:: DATA SHOWN ::
________________

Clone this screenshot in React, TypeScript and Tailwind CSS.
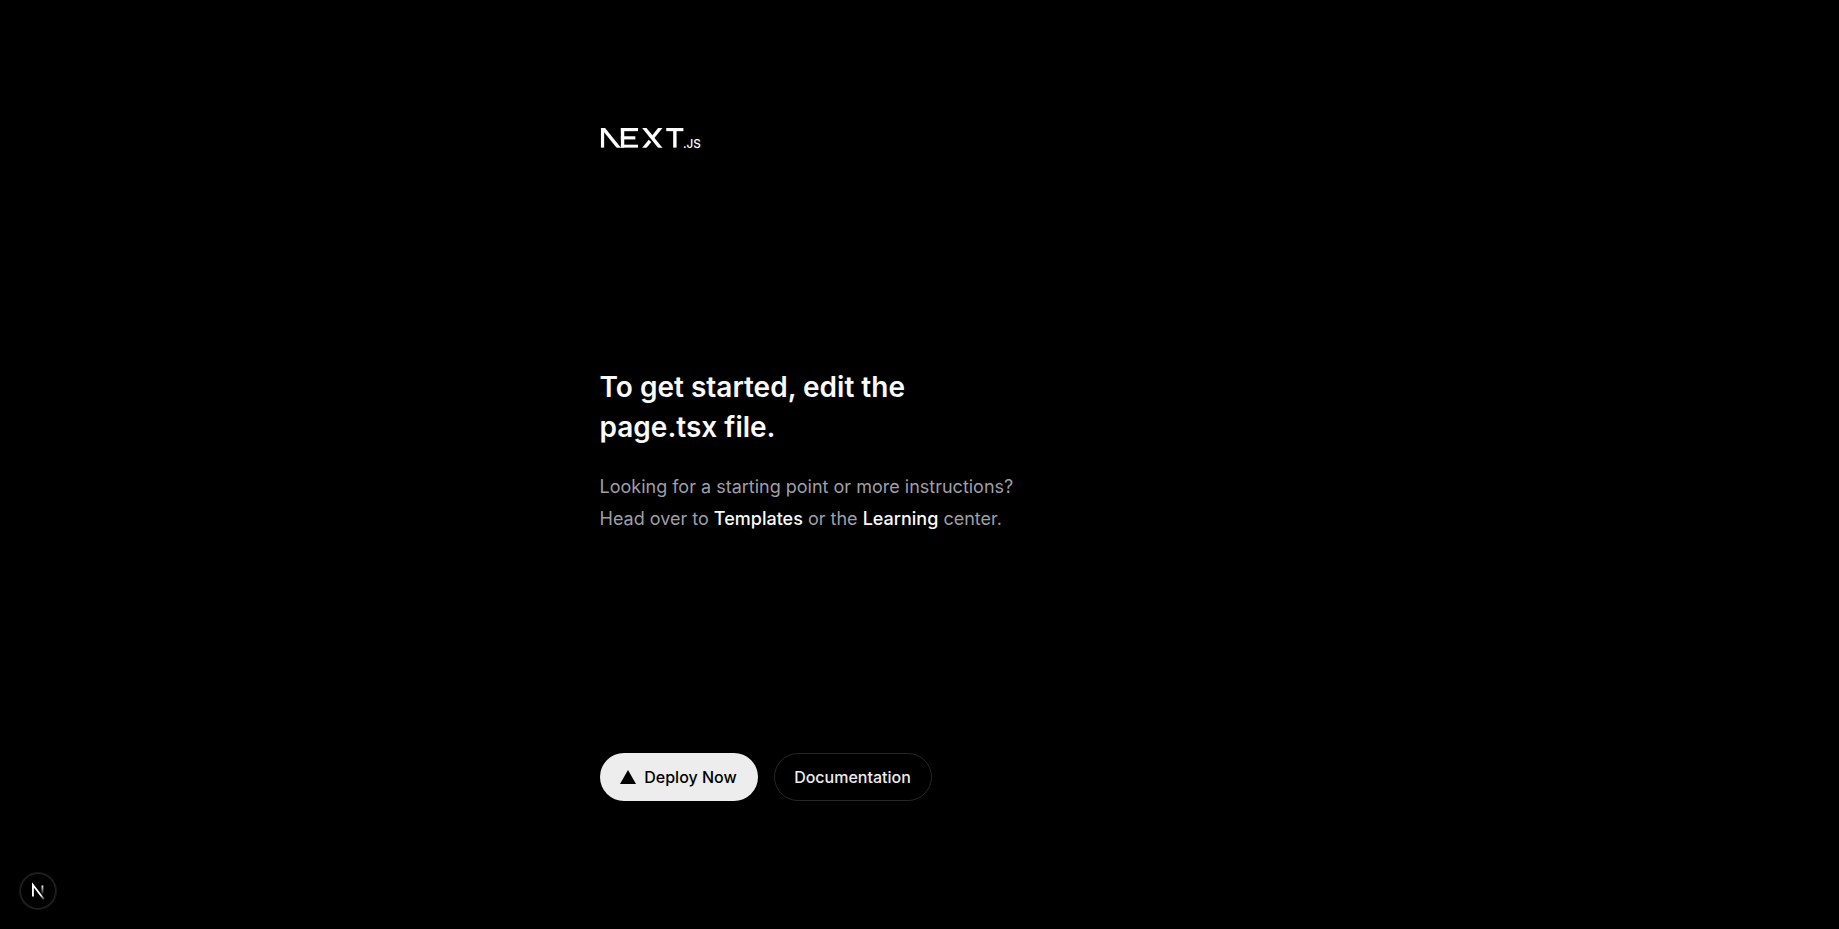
function NextLogo() {
  return (
    <svg
      className="h-5 w-[100px] overflow-visible"
      viewBox="0 0 394 80"
      fill="white"
      role="img"
      aria-label="Next.js logo"
    >
      <defs>
        <clipPath id="mark">
          <rect width="335" height="79.3" />
        </clipPath>
      </defs>
      <g clipPath="url(#mark)">
        <rect width="13.6" height="79.3" />
        <rect x="80.5" width="13.5" height="79.3" />
        <rect x="80.5" width="68.5" height="12.7" />
        <rect x="80.5" y="33.1" width="57.8" height="12.6" />
        <rect x="80.5" y="66.7" width="68.5" height="12.6" />
        <g stroke="white" strokeWidth="13.6">
          <line x1="-7.6" y1="-20" x2="88.5" y2="99.3" />
          <line x1="158.3" y1="-20" x2="254.3" y2="99.4" />
          <line x1="254.3" y1="-20" x2="206" y2="40" />
          <line x1="158.3" y1="99.4" x2="197" y2="51.3" />
        </g>
        <rect x="262" width="68.5" height="12.7" />
        <rect x="289.7" width="13.6" height="79.3" />
      </g>
      <text x="329" y="79" fontSize="47" fontFamily="Inter, sans-serif" fontWeight="500">
        .JS
      </text>
    </svg>
  );
}

function DevToolsButton() {
  return (
    <button
      type="button"
      aria-label="Open Next.js Dev Tools"
      className="fixed bottom-5 left-5 flex size-9 items-center justify-center rounded-full bg-black shadow-[0_0_0_1px_#171717,inset_0_0_0_1px_rgba(255,255,255,0.14)]"
    >
      <svg className="size-10 shrink-0" viewBox="0 0 40 40" fill="none">
        <defs>
          <linearGradient id="diagonal" x1="9.95" y1="11.12" x2="15.5" y2="17.96" gradientUnits="userSpaceOnUse">
            <stop stopColor="white" />
            <stop offset="0.8" stopColor="white" stopOpacity="0" />
            <stop offset="1" stopColor="white" stopOpacity="0" />
          </linearGradient>
          <linearGradient id="stem" x1="11.8" y1="1" x2="11.8" y2="11" gradientUnits="userSpaceOnUse">
            <stop stopColor="white" />
            <stop offset="1" stopColor="white" stopOpacity="0" />
          </linearGradient>
        </defs>
        <g transform="translate(12.6 13)">
          <path d="M13.3 15.2 L2.34 1 V12.6" stroke="url(#diagonal)" strokeWidth="1.86" />
          <path d="M11.825 1.5 V13.1" stroke="url(#stem)" strokeWidth="1.86" />
        </g>
      </svg>
    </button>
  );
}

export default function App() {
  return (
    <div className="flex min-h-screen items-center justify-center bg-black font-['Inter',sans-serif]">
      <main className="flex min-h-screen w-full max-w-3xl flex-col items-center justify-between bg-black px-16 py-32 sm:items-start">
        <NextLogo />
        <div className="flex flex-col items-center gap-6 text-center sm:items-start sm:text-left">
          <h1 className="max-w-xs text-[28px] leading-10 font-semibold text-zinc-50">
            To get started, edit the page.tsx file.
          </h1>
          <p className="max-w-md text-lg leading-8 text-zinc-400">
            Looking for a starting point or more instructions? Head over to{' '}
            <a href="#templates" className="font-medium text-zinc-50">
              Templates
            </a>{' '}
            or the{' '}
            <a href="#learning" className="font-medium text-zinc-50">
              Learning
            </a>{' '}
            center.
          </p>
        </div>
        <div className="flex flex-col gap-4 text-base font-medium sm:flex-row">
          <a
            href="#deploy"
            className="flex h-12 w-full items-center justify-center gap-2 rounded-full bg-[#ededed] px-5 text-black md:w-[158px]"
          >
            <svg width="16" height="14" viewBox="0 0 16 14" fill="black" aria-hidden="true">
              <path d="M8 0l8 13.9H0z" />
            </svg>
            Deploy Now
          </a>
          <a
            href="#docs"
            className="flex h-12 w-full items-center justify-center rounded-full border border-white/15 px-5 text-[#ededed] md:w-[158px]"
          >
            Documentation
          </a>
        </div>
      </main>
      <DevToolsButton />
    </div>
  );
}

________________

:: INSTRUCTIONS TO FOLLOW ::
Restate the whole listing above exactly, please, omitting every image.

:: EXERCISE RESULT ::
Clone this screenshot in React, TypeScript and Tailwind CSS.
function NextLogo() {
  return (
    <svg
      className="h-5 w-[100px] overflow-visible"
      viewBox="0 0 394 80"
      fill="white"
      role="img"
      aria-label="Next.js logo"
    >
      <defs>
        <clipPath id="mark">
          <rect width="335" height="79.3" />
        </clipPath>
      </defs>
      <g clipPath="url(#mark)">
        <rect width="13.6" height="79.3" />
        <rect x="80.5" width="13.5" height="79.3" />
        <rect x="80.5" width="68.5" height="12.7" />
        <rect x="80.5" y="33.1" width="57.8" height="12.6" />
        <rect x="80.5" y="66.7" width="68.5" height="12.6" />
        <g stroke="white" strokeWidth="13.6">
          <line x1="-7.6" y1="-20" x2="88.5" y2="99.3" />
          <line x1="158.3" y1="-20" x2="254.3" y2="99.4" />
          <line x1="254.3" y1="-20" x2="206" y2="40" />
          <line x1="158.3" y1="99.4" x2="197" y2="51.3" />
        </g>
        <rect x="262" width="68.5" height="12.7" />
        <rect x="289.7" width="13.6" height="79.3" />
      </g>
      <text x="329" y="79" fontSize="47" fontFamily="Inter, sans-serif" fontWeight="500">
        .JS
      </text>
    </svg>
  );
}

function DevToolsButton() {
  return (
    <button
      type="button"
      aria-label="Open Next.js Dev Tools"
      className="fixed bottom-5 left-5 flex size-9 items-center justify-center rounded-full bg-black shadow-[0_0_0_1px_#171717,inset_0_0_0_1px_rgba(255,255,255,0.14)]"
    >
      <svg className="size-10 shrink-0" viewBox="0 0 40 40" fill="none">
        <defs>
          <linearGradient id="diagonal" x1="9.95" y1="11.12" x2="15.5" y2="17.96" gradientUnits="userSpaceOnUse">
            <stop stopColor="white" />
            <stop offset="0.8" stopColor="white" stopOpacity="0" />
            <stop offset="1" stopColor="white" stopOpacity="0" />
          </linearGradient>
          <linearGradient id="stem" x1="11.8" y1="1" x2="11.8" y2="11" gradientUnits="userSpaceOnUse">
            <stop stopColor="white" />
            <stop offset="1" stopColor="white" stopOpacity="0" />
          </linearGradient>
        </defs>
        <g transform="translate(12.6 13)">
          <path d="M13.3 15.2 L2.34 1 V12.6" stroke="url(#diagonal)" strokeWidth="1.86" />
          <path d="M11.825 1.5 V13.1" stroke="url(#stem)" strokeWidth="1.86" />
        </g>
      </svg>
    </button>
  );
}

export default function App() {
  return (
    <div className="flex min-h-screen items-center justify-center bg-black font-['Inter',sans-serif]">
      <main className="flex min-h-screen w-full max-w-3xl flex-col items-center justify-between bg-black px-16 py-32 sm:items-start">
        <NextLogo />
        <div className="flex flex-col items-center gap-6 text-center sm:items-start sm:text-left">
          <h1 className="max-w-xs text-[28px] leading-10 font-semibold text-zinc-50">
            To get started, edit the page.tsx file.
          </h1>
          <p className="max-w-md text-lg leading-8 text-zinc-400">
            Looking for a starting point or more instructions? Head over to{' '}
            <a href="#templates" className="font-medium text-zinc-50">
              Templates
            </a>{' '}
            or the{' '}
            <a href="#learning" className="font-medium text-zinc-50">
              Learning
            </a>{' '}
            center.
          </p>
        </div>
        <div className="flex flex-col gap-4 text-base font-medium sm:flex-row">
          <a
            href="#deploy"
            className="flex h-12 w-full items-center justify-center gap-2 rounded-full bg-[#ededed] px-5 text-black md:w-[158px]"
          >
            <svg width="16" height="14" viewBox="0 0 16 14" fill="black" aria-hidden="true">
              <path d="M8 0l8 13.9H0z" />
            </svg>
            Deploy Now
          </a>
          <a
            href="#docs"
            className="flex h-12 w-full items-center justify-center rounded-full border border-white/15 px-5 text-[#ededed] md:w-[158px]"
          >
            Documentation
          </a>
        </div>
      </main>
      <DevToolsButton />
    </div>
  );
}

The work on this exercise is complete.